Quant Funds Shed Billions as Wall Street’s Hottest Trends Falter

(Bloomberg) — The triumphant comeback of quant-investing strategies on Wall Street is suddenly on shaky ground as virtually all of 2022’s hottest market trends get derailed in the new year.

Investors have been rushing to price an end to monetary tightening and a potential soft landing for the US economy, defying hawkish messages from the Federal Reserve. All that has revived megacap tech stocks and curbed broad-based gains in equity benchmarks.

That’s exactly the type of environment that works against many systematic strategies, which tend to benefit from wider dispersion in stock performance or which surf enduring price trends. The cohort had been enjoying a banner two years as inflation and surging borrowing costs fueled strong cross-market currents and finally ended the dominance of giant tech shares. 

Now, a typical portfolio that slices and dices the equity landscape by factors like how cheap companies trade has lost money for four straight weeks, according to a Bloomberg-GSAM index, the worst streak since 2019. A gauge of alternative risk premia — factors across asset classes — is on the worst run since 2020. 

Thank a fickle market that’s been rising or retreating on every word of central bankers — like Tuesday, when dovish comments from Fed Chair Jerome Powell triggered a rally that quickly flipped when he turned more hawkish.

Meanwhile, Commodity Trading Advisors, which surf price trends by trading futures, have gone nowhere in the past few months, even as they finished their best annual performance since at least 2000. 

Early evidence suggests shifting risk appetite is taking a toll on appetite for quant strategies. Smart-beta equity ETFs — which typically offer long-only versions of factors — posted outflows of about $4.8 billion in January. The sector is just one part of the quant world, but that was the largest monthly exit in at least four years. Meanwhile, a CTA-mimicking fund that was one of the most in-demand ETFs of 2022 is seeing mounting outflows.

“There have been a lot of tourists,” said Nicolas Rabener, founder of financial research firm Finominal. “Not all those folks who have allocated believe or understand the role of those strategies.”

These performance-chasing investors are likely calculating that if the Federal Reserve can tame inflation without triggering a US recession, it flips the outlook for rules-based strategies that have ridden the powerful trends of the past two years. 

While a few smart-beta styles — like growth — could actually benefit in the new regime, most thrived when the giant tech stocks weren’t dominating market performance. Factor investing enjoyed the best year in a decade in 2022, according to Finominal, as approaches including value, quality, low volatility and momentum all advanced while broad equity indexes fell. 

The potential revival of megacap tech stocks is bad news because many of these factors are effectively betting against those names as part of their long-short portfolios. Even in smart-beta ETFs, which don’t have a short component, funds suffer because they’re under-exposed on the long side.

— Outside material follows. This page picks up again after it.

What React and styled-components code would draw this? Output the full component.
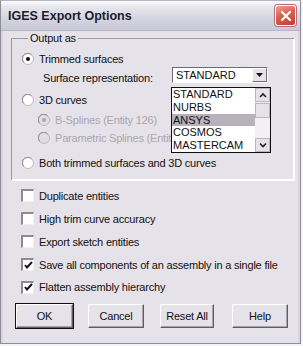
import React from "react";
import styled, { createGlobalStyle } from "styled-components";

const Global = createGlobalStyle`
  body {
    margin: 0;
    background: #f4f3f6;
    font-family: "Liberation Sans", Arial, sans-serif;
  }
`;

const Dialog = styled.div`
  width: 301px;
  height: 344px;
  box-sizing: border-box;
  border: 1px solid #8c8b96;
  border-top-color: #b6b5c0;
  background: #e6e2ea;
  display: flex;
  flex-direction: column;
`;

const TitleBar = styled.div`
  height: 29px;
  display: flex;
  align-items: center;
  justify-content: space-between;
  padding: 0 4px 0 6px;
  background: linear-gradient(180deg, #fbfbfd 0%, #e6e6ee 20%, #d6d6e2 60%, #c8c8d6 100%);
  border-bottom: 1px solid #b8b6c4;
  flex-shrink: 0;
`;

const Title = styled.div`
  font-weight: bold;
  font-size: 12.5px;
  color: #1c1c2c;
  padding-left: 1px;
`;

const CloseBtn = styled.div`
  width: 19px;
  height: 19px;
  border-radius: 3px;
  border: 1px solid #ffffff;
  box-shadow: 0 0 0 1px #b0707a;
  background: linear-gradient(160deg, #f0a090 0%, #d86050 45%, #c04030 100%);
  display: flex;
  align-items: center;
  justify-content: center;
`;

const Body = styled.div`
  flex: 1;
  padding: 1px 3px 0 8px;
  border-left: 2px solid #d8d6e0;
  border-right: 2px solid #d8d6e0;
  font-size: 11px;
  letter-spacing: -0.2px;
`;

const Group = styled.fieldset`
  margin: 0;
  width: 283px;
  box-sizing: border-box;
  height: 148px;
  padding: 6px 0 0 11px;
  border: none;
  box-shadow: inset 1px 1px 0 #9c9aa6, inset -1px -1px 0 #ffffff, 1px 1px 0 #ffffff;
  position: relative;
`;

const Legend = styled.legend`
  color: #111;
  padding: 0 2px;
  margin-left: 6px;
  background: #e6e2ea;
  line-height: 12px;
`;

const Row = styled.div`
  display: flex;
  align-items: center;
  height: ${(p) => p.h || 20}px;
  padding-left: ${(p) => p.indent || 0}px;
  color: ${(p) => (p.disabled ? "#a9a6b0" : "#111")};
  white-space: nowrap;
  gap: 5px;
`;

const Label = styled.span`
  line-height: 14px;
`;

const Radio = ({ checked, disabled }) => (
  <svg width="12" height="12" viewBox="0 0 12 12" style={{ flexShrink: 0 }}>
    <circle cx="6" cy="6" r="5.5" fill={disabled ? "#e0dde4" : "#ffffff"} stroke="#bcb9c4" />
    <path d="M1.8 9.5 A5 5 0 0 1 9.5 1.8" fill="none" stroke="#8a8892" strokeWidth="1" />
    {checked && <circle cx="6" cy="6" r="2" fill={disabled ? "#a9a6b0" : "#111"} />}
  </svg>
);

const CheckBox = styled.div`
  width: 13px;
  height: 13px;
  box-sizing: border-box;
  background: #fff;
  border-top: 2px solid #8d8a96;
  border-left: 2px solid #8d8a96;
  border-right: 1px solid #f0eef4;
  border-bottom: 1px solid #f0eef4;
  display: flex;
  align-items: center;
  justify-content: center;
  flex-shrink: 0;
`;

const Check = ({ checked }) => (
  <CheckBox>
    {checked && (
      <svg width="9" height="9" viewBox="0 0 9 9">
        <path d="M1 4 L3 6.5 L8 1" fill="none" stroke="#111" strokeWidth="2" />
      </svg>
    )}
  </CheckBox>
);

const Select = styled.div`
  position: absolute;
  left: 161px;
  top: 23px;
  width: 96px;
  height: 16px;
  box-sizing: border-box;
  background: #fff;
  border-top: 1px solid #6c6a74;
  border-left: 1px solid #6c6a74;
  border-right: 1px solid #fff;
  border-bottom: 1px solid #fff;
  display: flex;
  align-items: center;
  padding-left: 3px;
  color: #111;
  letter-spacing: 0;
`;

const SelectText = styled.span`
  flex: 1;
`;

const ArrowBtn = styled.div`
  width: 15px;
  height: 14px;
  box-sizing: border-box;
  background: #e6e2ea;
  border-top: 1px solid #fff;
  border-left: 1px solid #fff;
  border-right: 1px solid #6c6a74;
  border-bottom: 1px solid #6c6a74;
  display: flex;
  align-items: center;
  justify-content: center;
`;

const ListBox = styled.div`
  position: absolute;
  left: 160px;
  top: 43px;
  width: 100px;
  height: 66px;
  box-sizing: border-box;
  background: #fff;
  border: 1px solid #111;
  display: flex;
  z-index: 2;
`;

const Items = styled.div`
  flex: 1;
  display: flex;
  flex-direction: column;
`;

const Item = styled.div`
  height: 12.8px;
  line-height: 13px;
  padding-left: 1px;
  color: #111;
  letter-spacing: 0;
  background: ${(p) => (p.selected ? "#b6b2bc" : "transparent")};
`;

const ScrollBar = styled.div`
  width: 15px;
  display: flex;
  flex-direction: column;
  background: #f2f0f4;
`;

const ScrollBtn = styled.div`
  height: 14px;
  box-sizing: border-box;
  background: #e6e2ea;
  border: 1px solid #b8b5c0;
  display: flex;
  align-items: center;
  justify-content: center;
  margin-top: ${(p) => p.mt || 0}px;
`;

const Thumb = styled.div`
  height: 15px;
  box-sizing: border-box;
  margin-top: 1px;
  background: #e6e2ea;
  border: 1px solid #b8b5c0;
`;

const Checks = styled.div`
  display: flex;
  flex-direction: column;
  padding: 4px 0 0 10px;
`;

const Buttons = styled.div`
  display: flex;
  padding: 6px 0 0 5px;
`;

const Button = styled.div`
  width: ${(p) => p.w}px;
  height: 24px;
  margin-right: ${(p) => p.mr || 0}px;
  box-sizing: border-box;
  background: #e6e2ea;
  color: #111;
  display: flex;
  align-items: center;
  justify-content: center;
  border-top: 1px solid #fff;
  border-left: 1px solid #fff;
  border-right: 1px solid #5e5c66;
  border-bottom: 1px solid #5e5c66;
  box-shadow: inset -1px -1px 0 #a6a3ae;
  outline: ${(p) => (p.primary ? "1px solid #111" : "none")};
`;

const Chevron = ({ up }) => (
  <svg width="8" height="6" viewBox="0 0 8 6">
    <path d={up ? "M1 5 L4 2 L7 5" : "M1 1.5 L4 4.5 L7 1.5"} fill="none" stroke="#222" strokeWidth="1.6" />
  </svg>
);

export default function App() {
  return (
    <>
      <Global />
      <Dialog>
        <TitleBar>
          <Title>IGES Export Options</Title>
          <CloseBtn>
            <svg width="12" height="12" viewBox="0 0 12 12">
              <path d="M2 2 L10 10 M10 2 L2 10" stroke="#fff" strokeWidth="2.2" strokeLinecap="round" />
            </svg>
          </CloseBtn>
        </TitleBar>
        <Body>
          <Group>
            <Legend>Output as</Legend>
            <Row h={18}>
              <Radio checked />
              <Label>Trimmed surfaces</Label>
            </Row>
            <Row h={20} indent={21}>
              <Label>Surface representation:</Label>
            </Row>
            <Row h={24}>
              <Radio />
              <Label>3D curves</Label>
            </Row>
            <Row h={16} indent={16} disabled>
              <Radio checked disabled />
              <Label>B-Splines (Entity 126)</Label>
            </Row>
            <Row h={20} indent={16} disabled>
              <Radio disabled />
              <Label>Parametric Splines (Entity 112)</Label>
            </Row>
            <Row h={30}>
              <Radio />
              <Label>Both trimmed surfaces and 3D curves</Label>
            </Row>
            <Select>
              <SelectText>STANDARD</SelectText>
              <ArrowBtn>
                <svg width="7" height="4" viewBox="0 0 7 4">
                  <path d="M0 0 H7 L3.5 4 Z" fill="#111" />
                </svg>
              </ArrowBtn>
            </Select>
            <ListBox>
              <Items>
                <Item>STANDARD</Item>
                <Item>NURBS</Item>
                <Item selected>ANSYS</Item>
                <Item>COSMOS</Item>
                <Item>MASTERCAM</Item>
              </Items>
              <ScrollBar>
                <ScrollBtn>
                  <Chevron up />
                </ScrollBtn>
                <Thumb />
                <ScrollBtn mt={20}>
                  <Chevron />
                </ScrollBtn>
              </ScrollBar>
            </ListBox>
          </Group>
          <Checks>
            <Row h={23}>
              <Check />
              <Label>Duplicate entities</Label>
            </Row>
            <Row h={23}>
              <Check />
              <Label>High trim curve accuracy</Label>
            </Row>
            <Row h={23}>
              <Check />
              <Label>Export sketch entities</Label>
            </Row>
            <Row h={23}>
              <Check checked />
              <Label>Save all components of an assembly in a single file</Label>
            </Row>
            <Row h={22}>
              <Check checked />
              <Label>Flatten assembly hierarchy</Label>
            </Row>
          </Checks>
          <Buttons>
            <Button w={57} mr={15} primary>OK</Button>
            <Button w={56} mr={16}>Cancel</Button>
            <Button w={54} mr={18}>Reset All</Button>
            <Button w={56}>Help</Button>
          </Buttons>
        </Body>
      </Dialog>
    </>
  );
}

Smart-beta excess returns for last year.

At Seven Investment Management LLP, the team in recent months has been cutting their overweights on value and small-caps.

“Everything feels more balanced than it did a year or so ago — valuations in bonds, equity markets in general and especially the parts of the market like tech that were more pronounced as outliers,” said Matthew Yeates, deputy chief investment officer at Seven, which oversees about £19 billion ($23 billion).

There’s no guarantee the widespread reversal of last year’s market trends will endure. Broad stock gauges slumped late last week when US employment data came in hotter-than-expected, giving the Fed a green light to keep policy tight. 

Higher yields, a weaker economy or a combination of the two could quickly see the trends of 2022 return to the market. 

Those helped power a 27% surge for a Societe Generale SA index of trend-following CTAs last year. Touting an easy-access version of a CTA strategy, the iM DBi Managed Futures Strategy ETF (ticker DBMF), exploded from $60 million in assets at the start of 2022 to around $1 billion in October.

But CTAs largely stumbled in November with the index falling 6%. DBMF lost 8.8%, and the fund posted outflows in December and January. 

“Most of the investors have always viewed DBMF as a long-term allocation, but whenever you have something that is up as much as this ETF was you also get a lot of hot money,” said Andrew Beer, founder of Dynamic Beta Investments and co-manager of DBMF. “The reality is people chase performance. If you want to have successful allocation to managed futures as a strategy you shouldn’t be thinking about what happened over the last three months but what is going to happen over the next years.”